Exercise - Copy each line of the data below with the word "Output".
───── Task data ─────
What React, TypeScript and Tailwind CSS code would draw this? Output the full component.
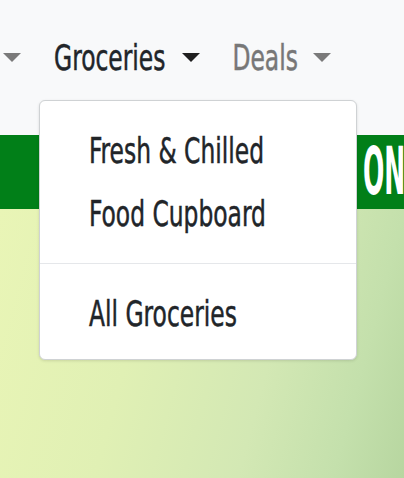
import React from "react";

const font = { fontFamily: '"DejaVu Sans Condensed", "Liberation Sans Narrow", "Roboto", sans-serif' };

function Caret({ dark }: { dark?: boolean }) {
  return (
    <span
      className={`inline-block w-0 h-0 border-l-[9.5px] border-r-[9.5px] border-t-[9px] border-l-transparent border-r-transparent ${
        dark ? "border-t-[#1f1f1f]" : "border-t-[#7a7a7a]"
      }`}
    />
  );
}

function NavText({ children, muted }: { children: React.ReactNode; muted?: boolean }) {
  return (
    <span
      className={`inline-block text-[26px] leading-none scale-y-[1.36] [-webkit-text-stroke:0.35px_currentColor] ${
        muted ? "text-[#777777]" : "text-[#212529]"
      }`}
    >
      {children}
    </span>
  );
}

export default function App() {
  return (
    <div className="relative w-[404px] h-[478px] overflow-hidden flex flex-col bg-[#f8f9fa]" style={font}>
      <nav className="h-[135px] shrink-0 bg-[#f8f9fa]">
        <div className="h-[115px] flex items-center pl-[3px]">
          <Caret />
          <div className="flex items-center gap-[17px] ml-[33px]">
            <NavText>Groceries</NavText>
            <Caret dark />
          </div>
          <div className="flex items-center gap-[15px] ml-[32px]">
            <NavText muted>Deals</NavText>
            <Caret />
          </div>
        </div>
      </nav>

      <div className="h-[74px] shrink-0 bg-[#017f18] flex items-center pl-[363px] overflow-hidden whitespace-nowrap">
        <span className="inline-block origin-left text-[62px] font-bold leading-none text-white scale-x-[0.45] scale-y-[1.05]">
          ON
        </span>
      </div>

      <div className="flex-1 bg-[linear-gradient(105deg,#e9f5b6_0%,#e0f0b4_35%,#d3e8b4_65%,#c4e0ac_85%,#b7d6a0_100%)]" />

      <div className="absolute left-[39px] top-[100px] w-[318px] bg-white border border-[#cfd2d4] rounded-[6px] shadow-[0_1px_3px_rgba(0,0,0,0.12)] pt-[18px] pb-[14px]">
        <div className="h-[63px] flex items-center pl-[49px]">
          <NavText>Fresh &amp; Chilled</NavText>
        </div>
        <div className="h-[63px] flex items-center pl-[49px]">
          <NavText>Food Cupboard</NavText>
        </div>
        <div className="my-[18px] h-px bg-[#e5e7ea]" />
        <div className="h-[63px] flex items-center pl-[49px]">
          <NavText>All Groceries</NavText>
        </div>
      </div>
    </div>
  );
}
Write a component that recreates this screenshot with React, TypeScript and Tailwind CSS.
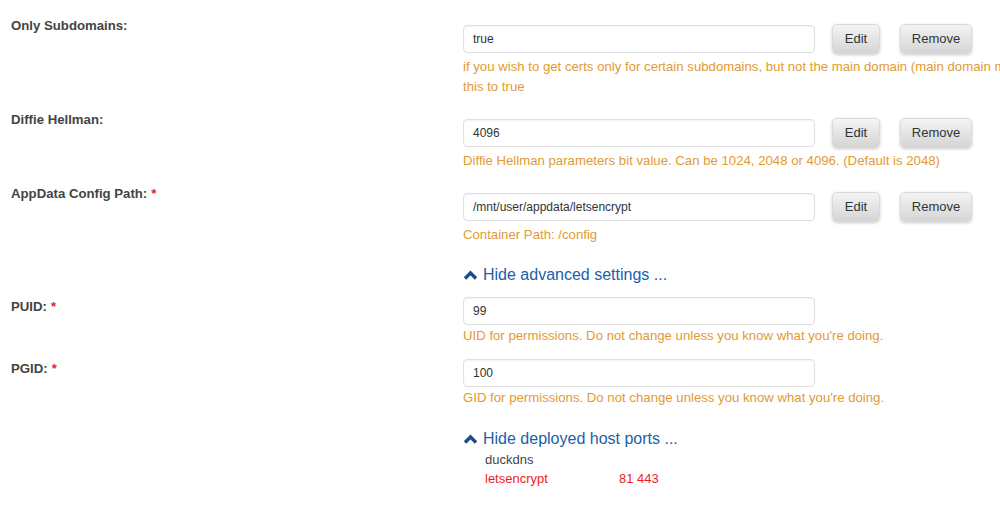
import React from 'react';

const font = "font-['Liberation_Sans',Arial,sans-serif]";

const Label: React.FC<{ text: string; required?: boolean }> = ({ text, required }) => (
    <div className="w-[463px] shrink-0 pl-[11px] text-[13.2px] leading-5 font-bold text-[#444]">
        {text}
        {required && <span className="ml-[4px] text-[#e21f1f]">*</span>}
    </div>
);

const Field: React.FC<{ value: string }> = ({ value }) => (
    <div className="w-[352px] h-[28px] flex items-center px-[9px] bg-white border border-[#e0e0e0] rounded-[4px] shadow-[inset_0_1px_2px_rgba(0,0,0,0.06)] text-[12px] text-[#333]">
        {value}
    </div>
);

const Btn: React.FC<{ label: string; className: string }> = ({ label, className }) => (
    <button className={`h-[30px] rounded-[5px] bg-gradient-to-b from-[#f4f4f4] to-[#d5d5d5] border border-[#dadada] shadow-[0_1px_3px_rgba(0,0,0,0.22)] text-[13px] text-[#333] ${className}`}>
        {label}
    </button>
);

const Desc: React.FC<{ children: React.ReactNode; className?: string }> = ({ children, className = '' }) => (
    <div className={`text-[13.2px] leading-5 text-[#e29a34] whitespace-nowrap ${className}`}>{children}</div>
);

const Toggle: React.FC<{ text: string; className?: string }> = ({ text, className = '' }) => (
    <div className={`flex items-center h-[22px] text-[16px] text-[#2060a8] ${className}`}>
        <svg width="15" height="10" viewBox="0 0 15 10" className="mr-[5px]">
            <polyline points="2,8.5 7.5,3 13,8.5" fill="none" stroke="#164d8c" strokeWidth="3.4" />
        </svg>
        {text}
    </div>
);

export default function App() {
    return (
        <div className={`w-[1000px] h-[506px] overflow-hidden bg-white ${font}`}>
            <div className="pt-[16px]">
                {/* Only Subdomains */}
                <div className="flex">
                    <Label text="Only Subdomains:" />
                    <div className="pt-[8px]">
                        <div className="flex items-center h-[30px]">
                            <Field value="true" />
                            <Btn label="Edit" className="w-[48px] ml-[17px]" />
                            <Btn label="Remove" className="w-[72px] ml-[20px]" />
                        </div>
                        <Desc className="mt-[3px]">
                            if you wish to get certs only for certain subdomains, but not the main domain (main domain may be hosted on another machine and cannot be validated), set
                            <br />
                            this to true
                        </Desc>
                    </div>
                </div>

                {/* Diffie Hellman */}
                <div className="flex mt-[13px]">
                    <Label text="Diffie Hellman:" />
                    <div className="pt-[8px]">
                        <div className="flex items-center h-[30px]">
                            <Field value="4096" />
                            <Btn label="Edit" className="w-[48px] ml-[17px]" />
                            <Btn label="Remove" className="w-[72px] ml-[20px]" />
                        </div>
                        <Desc className="mt-[3px]">Diffie Hellman parameters bit value. Can be 1024, 2048 or 4096. (Default is 2048)</Desc>
                    </div>
                </div>

                {/* AppData */}
                <div className="flex mt-[13px]">
                    <Label text="AppData Config Path:" required />
                    <div className="pt-[8px]">
                        <div className="flex items-center h-[30px]">
                            <Field value="/mnt/user/appdata/letsencrypt" />
                            <Btn label="Edit" className="w-[48px] ml-[17px]" />
                            <Btn label="Remove" className="w-[72px] ml-[20px]" />
                        </div>
                        <Desc className="mt-[3px]">Container Path: /config</Desc>
                    </div>
                </div>

                <div className="flex mt-[19px]">
                    <div className="w-[463px] shrink-0" />
                    <Toggle text="Hide advanced settings ..." />
                </div>

                {/* PUID */}
                <div className="flex mt-[11px]">
                    <Label text="PUID:" required />
                    <div>
                        <Field value="99" />
                        <Desc className="mt-[1px]">UID for permissions. Do not change unless you know what you're doing.</Desc>
                    </div>
                </div>

                {/* PGID */}
                <div className="flex mt-[13px]">
                    <Label text="PGID:" required />
                    <div>
                        <Field value="100" />
                        <Desc className="mt-[1px]">GID for permissions. Do not change unless you know what you're doing.</Desc>
                    </div>
                </div>

                <div className="flex mt-[20px]">
                    <div className="w-[463px] shrink-0" />
                    <div>
                        <Toggle text="Hide deployed host ports ..." />
                        <div className="pl-[22px] text-[13px] leading-[19px]">
                            <div className="text-[#444]">duckdns</div>
                            <div className="flex text-[#f01c1c]">
                                <span className="w-[134px]">letsencrypt</span>
                                <span>81 443</span>
                            </div>
                        </div>
                    </div>
                </div>
            </div>
        </div>
    );
}
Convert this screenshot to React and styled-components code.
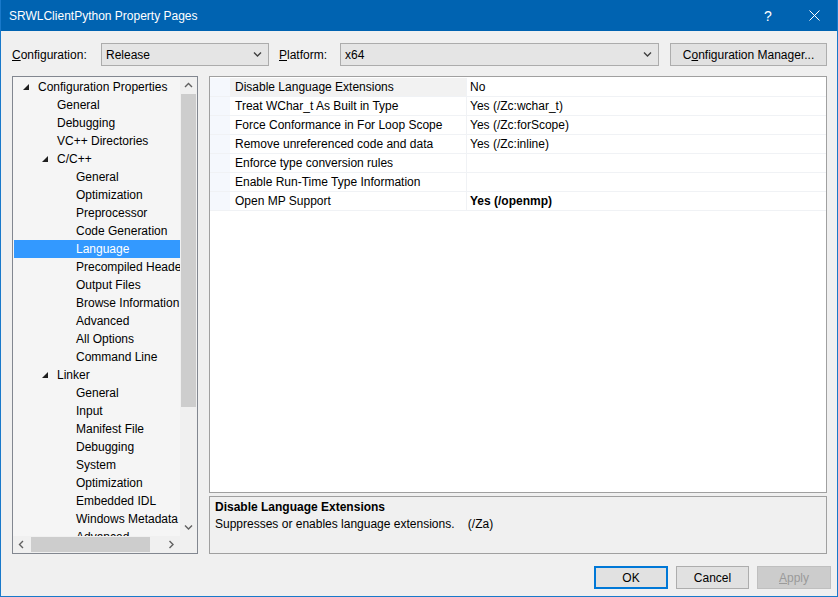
import React from "react";
import styled, { createGlobalStyle } from "styled-components";

const GlobalStyle = createGlobalStyle`
  html, body { margin: 0; padding: 0; background: #f0f0f0; }
  body {
    font-family: "Liberation Sans", Arial, sans-serif;
    font-size: 12px;
    color: #000;
  }
  * { box-sizing: border-box; }
`;

const Window = styled.div`
  width: 838px;
  height: 597px;
  display: flex;
  flex-direction: column;
  background: #f0f0f0;
  border: 1px solid #1979ca;
  border-top: none;
`;

const TitleBar = styled.div`
  height: 31px;
  flex: none;
  display: flex;
  align-items: center;
  background: #0063b1;
  color: #fff;
  padding-left: 8px;
`;

const Title = styled.div`
  flex: 1;
  font-size: 12px;
`;

const CaptionButton = styled.div`
  width: 46px;
  height: 31px;
  display: flex;
  align-items: center;
  justify-content: center;
  font-size: 14px;
  color: #fff;
`;

const Body = styled.div`
  flex: 1;
  display: flex;
  flex-direction: column;
  padding: 12px 6px 0 11px;
`;

const Toolbar = styled.div`
  display: flex;
  align-items: center;
  height: 23px;
`;

const Label = styled.div`
  width: ${(p) => p.$w}px;
  flex: none;
`;

const Combo = styled.div`
  width: ${(p) => p.$w}px;
  height: 23px;
  flex: none;
  display: flex;
  align-items: center;
  justify-content: space-between;
  padding: 0 6px 0 4px;
  background: #e5e5e5;
  border: 1px solid #acacac;
`;

const Gap = styled.div`
  width: ${(p) => p.$w}px;
  flex: none;
`;

const Button = styled.div`
  width: ${(p) => p.$w}px;
  height: 23px;
  flex: none;
  display: flex;
  align-items: center;
  justify-content: center;
  background: ${(p) => (p.$disabled ? "#cccccc" : "#e1e1e1")};
  color: ${(p) => (p.$disabled ? "#9a9a9a" : "#000")};
  border: ${(p) =>
    p.$default ? "2px solid #0078d7" : p.$disabled ? "1px solid #bfbfbf" : "1px solid #adadad"};
`;

const Main = styled.div`
  margin-top: 10px;
  height: 478px;
  display: flex;
  gap: 11px;
`;

const Tree = styled.div`
  width: 186px;
  flex: none;
  border: 1px solid #828790;
  background: #f5f5f5;
  display: grid;
  grid-template-columns: 167px 17px;
  grid-template-rows: 1fr 17px;
  overflow: hidden;
`;

const TreeList = styled.div`
  overflow: hidden;
  padding: 1px 0 0 1px;
`;

const TreeRow = styled.div`
  height: 18px;
  display: flex;
  align-items: center;
  white-space: nowrap;
  padding-left: ${(p) => p.$level * 19}px;
  background: ${(p) => (p.$selected ? "#3399ff" : "transparent")};
  color: ${(p) => (p.$selected ? "#fff" : "#000")};
`;

const Expander = styled.div`
  width: 24px;
  flex: none;
  display: flex;
  align-items: center;
  padding-left: 9px;
  padding-bottom: 1px;
`;

const VScroll = styled.div`
  background: #f0f0f0;
  display: grid;
  grid-template-rows: 17px 1fr 17px;
`;

const HScroll = styled.div`
  background: #f0f0f0;
  display: grid;
  grid-template-columns: 17px 1fr 17px;
`;

const Corner = styled.div`
  background: #f0f0f0;
`;

const Arrow = styled.div`
  display: flex;
  align-items: center;
  justify-content: center;
`;

const Track = styled.div`
  position: relative;
`;

const Thumb = styled.div`
  position: absolute;
  background: #cdcdcd;
  ${(p) =>
    p.$vertical
      ? `left: 1px; right: 1px; top: ${p.$start}px; height: ${p.$size}px;`
      : `top: 1px; bottom: 1px; left: ${p.$start}px; width: ${p.$size}px;`}
`;

const RightColumn = styled.div`
  width: 618px;
  flex: none;
  display: flex;
  flex-direction: column;
  gap: 3px;
`;

const Grid = styled.div`
  height: 417px;
  flex: none;
  background: #fff;
  border: 1px solid #a0a0a0;
  padding-top: 1px;
`;

const PropRow = styled.div`
  display: flex;
  height: 19px;
  border-bottom: 1px solid #f0f2f5;
`;

const Margin = styled.div`
  width: 20px;
  flex: none;
  background: #f5f8fd;
`;

const NameCell = styled.div`
  width: 237px;
  flex: none;
  display: flex;
  align-items: center;
  padding-left: 5px;
  white-space: nowrap;
  background: ${(p) => (p.$active ? "#f2f2f2" : "#fff")};
  border-right: 1px solid #f0f2f5;
`;

const ValueCell = styled.div`
  flex: 1;
  display: flex;
  align-items: center;
  padding-left: 3px;
  white-space: nowrap;
  font-weight: ${(p) => (p.$bold ? "bold" : "normal")};
`;

const Desc = styled.div`
  height: 58px;
  flex: none;
  border: 1px solid #a0a0a0;
  background: #f0f0f0;
  padding: 2px 5px;
  line-height: 17px;
`;

const DescTitle = styled.div`
  font-weight: bold;
`;

const DescText = styled.div`
  white-space: pre;
`;

const Footer = styled.div`
  margin-top: 12px;
  display: flex;
  justify-content: flex-end;
  gap: 8px;
`;

const Chevron = ({ dir = "down", color = "#404040" }) => {
  const paths = {
    down: "M1 1.5 L4.5 5 L8 1.5",
    up: "M1 5 L4.5 1.5 L8 5",
    left: "M5 1 L1.5 4.5 L5 8",
    right: "M1.5 1 L5 4.5 L1.5 8",
  };
  const horiz = dir === "left" || dir === "right";
  return (
    <svg width={horiz ? 7 : 9} height={horiz ? 9 : 7} viewBox={horiz ? "0 0 7 9" : "0 0 9 7"}>
      <path d={paths[dir]} fill="none" stroke={color} strokeWidth="1.4" />
    </svg>
  );
};

const Triangle = () => (
  <svg width="6" height="6" viewBox="0 0 6 6">
    <polygon points="6,0 6,6 0,6" fill="#1e1e1e" />
  </svg>
);

const treeItems = [
  [0, "Configuration Properties", true],
  [1, "General"],
  [1, "Debugging"],
  [1, "VC++ Directories"],
  [1, "C/C++", true],
  [2, "General"],
  [2, "Optimization"],
  [2, "Preprocessor"],
  [2, "Code Generation"],
  [2, "Language"],
  [2, "Precompiled Headers"],
  [2, "Output Files"],
  [2, "Browse Information"],
  [2, "Advanced"],
  [2, "All Options"],
  [2, "Command Line"],
  [1, "Linker", true],
  [2, "General"],
  [2, "Input"],
  [2, "Manifest File"],
  [2, "Debugging"],
  [2, "System"],
  [2, "Optimization"],
  [2, "Embedded IDL"],
  [2, "Windows Metadata"],
  [2, "Advanced"],
  [2, "All Options"],
];

const props = [
  ["Disable Language Extensions", "No"],
  ["Treat WChar_t As Built in Type", "Yes (/Zc:wchar_t)"],
  ["Force Conformance in For Loop Scope", "Yes (/Zc:forScope)"],
  ["Remove unreferenced code and data", "Yes (/Zc:inline)"],
  ["Enforce type conversion rules", ""],
  ["Enable Run-Time Type Information", ""],
  ["Open MP Support", "Yes (/openmp)", true],
];

export default function App() {
  return (
    <>
      <GlobalStyle />
      <Window>
        <TitleBar>
          <Title>SRWLClientPython Property Pages</Title>
          <CaptionButton>?</CaptionButton>
          <CaptionButton>
            <svg width="11" height="11" viewBox="0 0 11 11">
              <path d="M0.5 0.5 L10.5 10.5 M10.5 0.5 L0.5 10.5" stroke="#fff" strokeWidth="1" />
            </svg>
          </CaptionButton>
        </TitleBar>
        <Body>
          <Toolbar>
            <Label $w={89}>
              <u>C</u>onfiguration:
            </Label>
            <Combo $w={168}>
              <span>Release</span>
              <Chevron />
            </Combo>
            <Gap $w={10} />
            <Label $w={61}>
              <u>P</u>latform:
            </Label>
            <Combo $w={319}>
              <span>x64</span>
              <Chevron />
            </Combo>
            <Gap $w={11} />
            <Button $w={157}>
              C<u>o</u>nfiguration Manager...
            </Button>
          </Toolbar>

          <Main>
            <Tree>
              <TreeList>
                {treeItems.map(([level, text, open], i) => (
                  <TreeRow key={i} $level={level} $selected={i === 9}>
                    <Expander>{open && <Triangle />}</Expander>
                    {text}
                  </TreeRow>
                ))}
              </TreeList>
              <VScroll>
                <Arrow>
                  <Chevron dir="up" color="#606060" />
                </Arrow>
                <Track>
                  <Thumb $vertical $start={0} $size={313} />
                </Track>
                <Arrow>
                  <Chevron dir="down" color="#606060" />
                </Arrow>
              </VScroll>
              <HScroll>
                <Arrow>
                  <Chevron dir="left" color="#606060" />
                </Arrow>
                <Track>
                  <Thumb $start={1} $size={119} />
                </Track>
                <Arrow>
                  <Chevron dir="right" color="#606060" />
                </Arrow>
              </HScroll>
              <Corner />
            </Tree>

            <RightColumn>
              <Grid>
                {props.map(([name, value, bold], i) => (
                  <PropRow key={i}>
                    <Margin />
                    <NameCell $active={i === 0}>{name}</NameCell>
                    <ValueCell $bold={bold}>{value}</ValueCell>
                  </PropRow>
                ))}
              </Grid>
              <Desc>
                <DescTitle>Disable Language Extensions</DescTitle>
                <DescText>{"Suppresses or enables language extensions.    (/Za)"}</DescText>
              </Desc>
            </RightColumn>
          </Main>

          <Footer>
            <Button $w={74} $default>
              OK
            </Button>
            <Button $w={73}>Cancel</Button>
            <Button $w={74} $disabled>
              <u>A</u>pply
            </Button>
          </Footer>
        </Body>
      </Window>
    </>
  );
}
─────
Task response -
What React, TypeScript and Tailwind CSS code would draw this? Output the full component.
  [2, "Output Files"],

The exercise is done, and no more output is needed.